I guess there is no overnight solution. We will have to work with long-term goals. Transforming the lives of 150 million people is a huge task. That too by fixing the mismanaged and broken political, economic, and social system.
I personally believe we will have to invest in education and technology to change our lives relatively fast. Dr. Muhammad Zafar Iqbal with other dedicated people are doing a nice job in inspiring young people, arranging mathematics and computer programming contests, and other such activities. Abdullah Abu Syed is doing a great job with Bishwa Shahitto Kendro. CPD, Prothom Alo, Daily Star, Professor Mujaffar Ahmed, and many other such people and organizations are doing their bits in trying to make a dream Bangladesh.
For us the NRBs, I think we can help our country by exporting our education and training here back to Bangladesh. We can contribute (individually or team efforts) money, books, research equipments, etc. to the schools/colleges/universities of our country. We can pay for the Internet fee of a school. These are some of the many ways we can help the country.

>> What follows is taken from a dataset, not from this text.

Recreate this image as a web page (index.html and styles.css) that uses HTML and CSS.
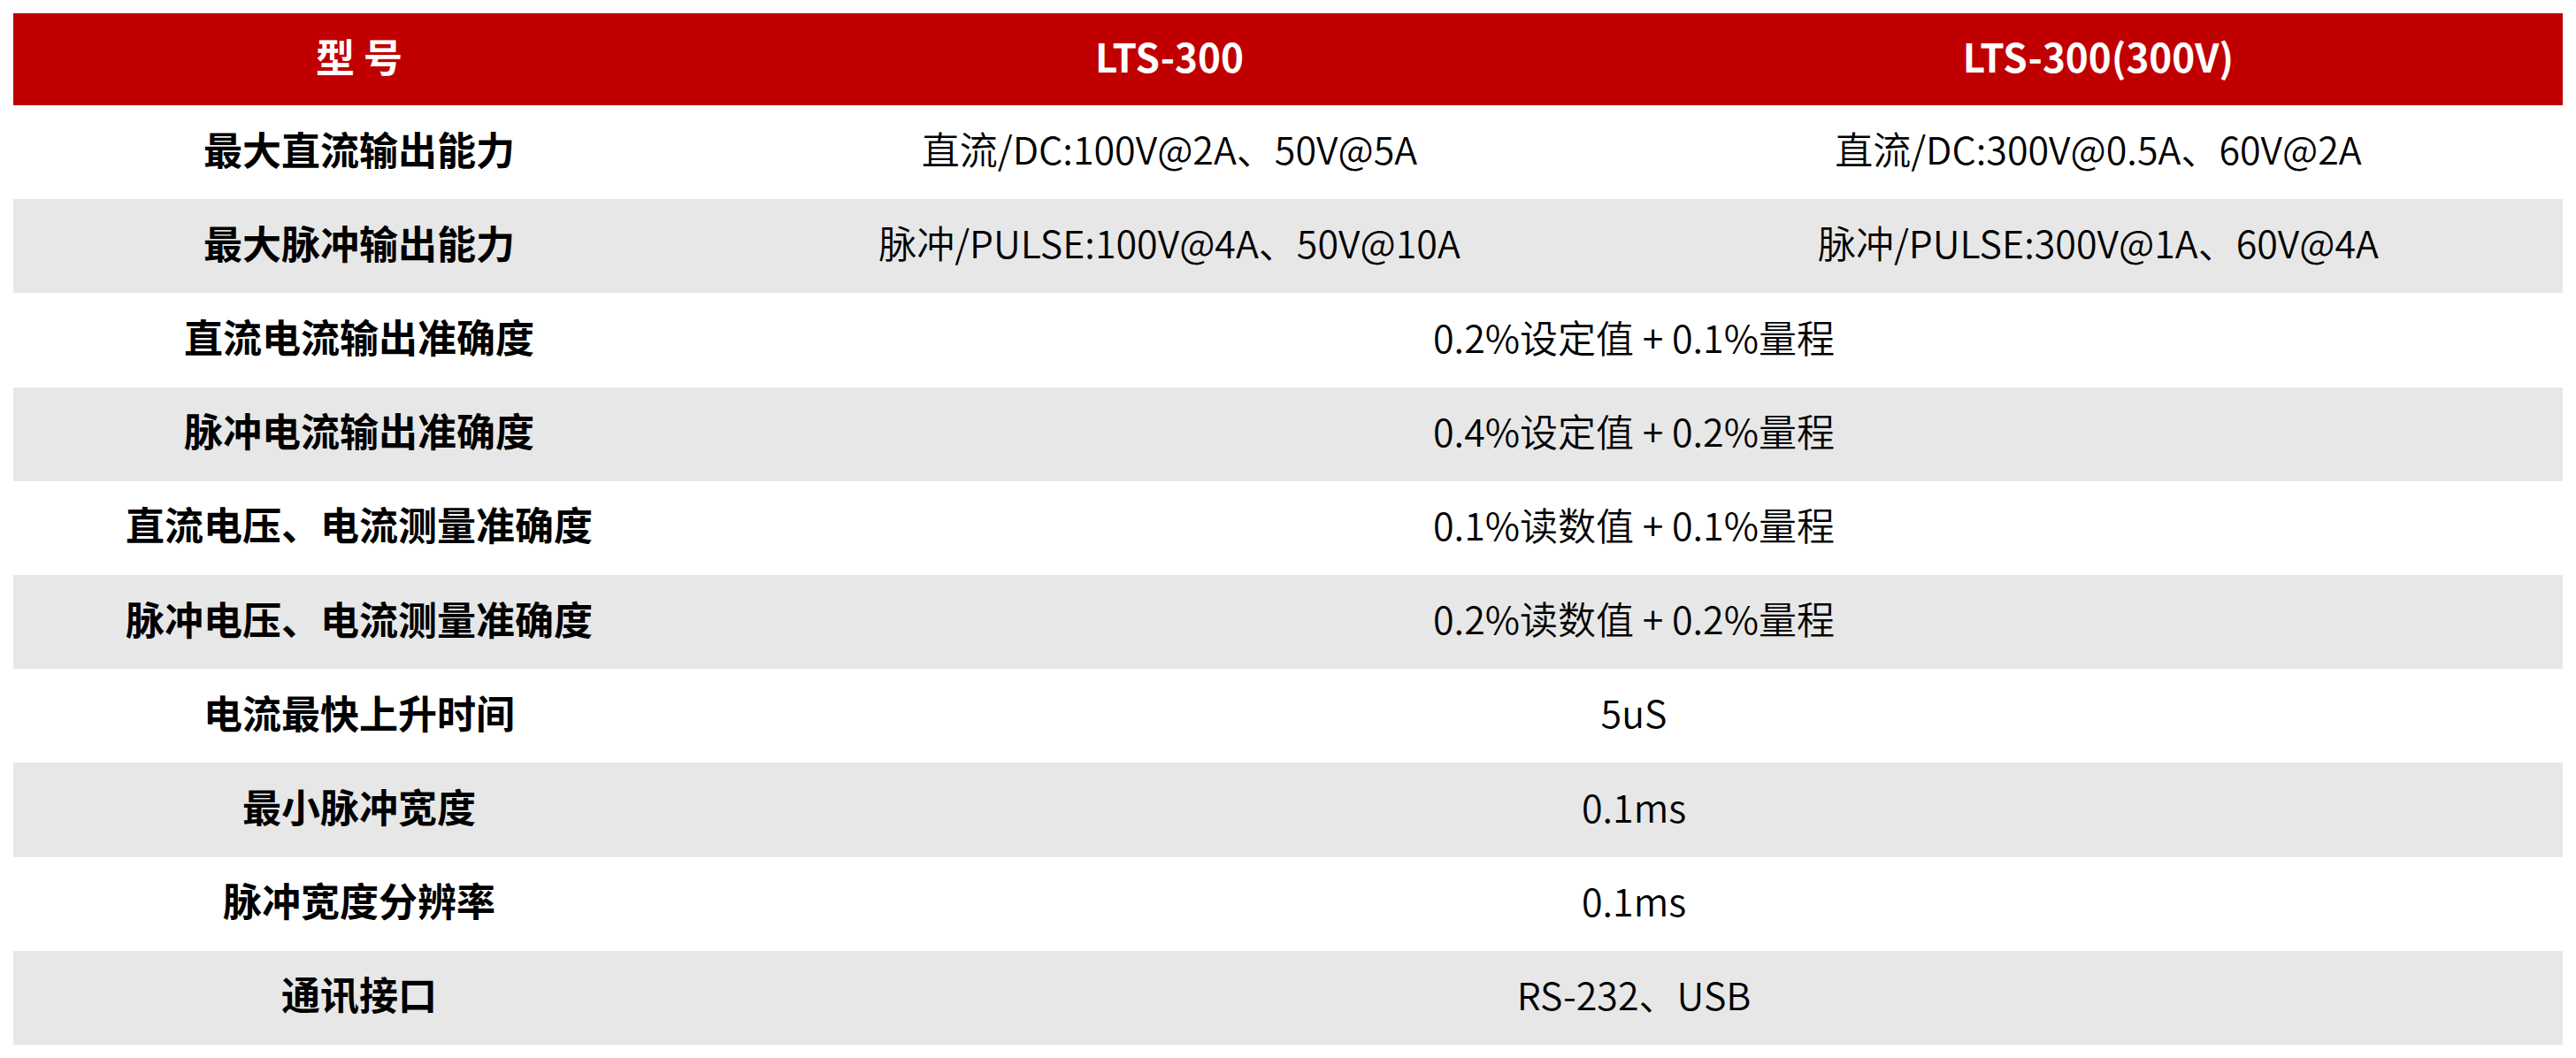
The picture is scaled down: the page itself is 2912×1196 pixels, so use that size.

The bottom line of my points is we must emerge as an educated nation. We must know the use of technology for our social and economic developments. We must realize our limitations of feeding well 150 million people in a very small land of 55,000 square miles. We will have to love our country like the Israelis love their country. They have a very small land, yet they are one of the strongest nation in the world, both militarily and economically.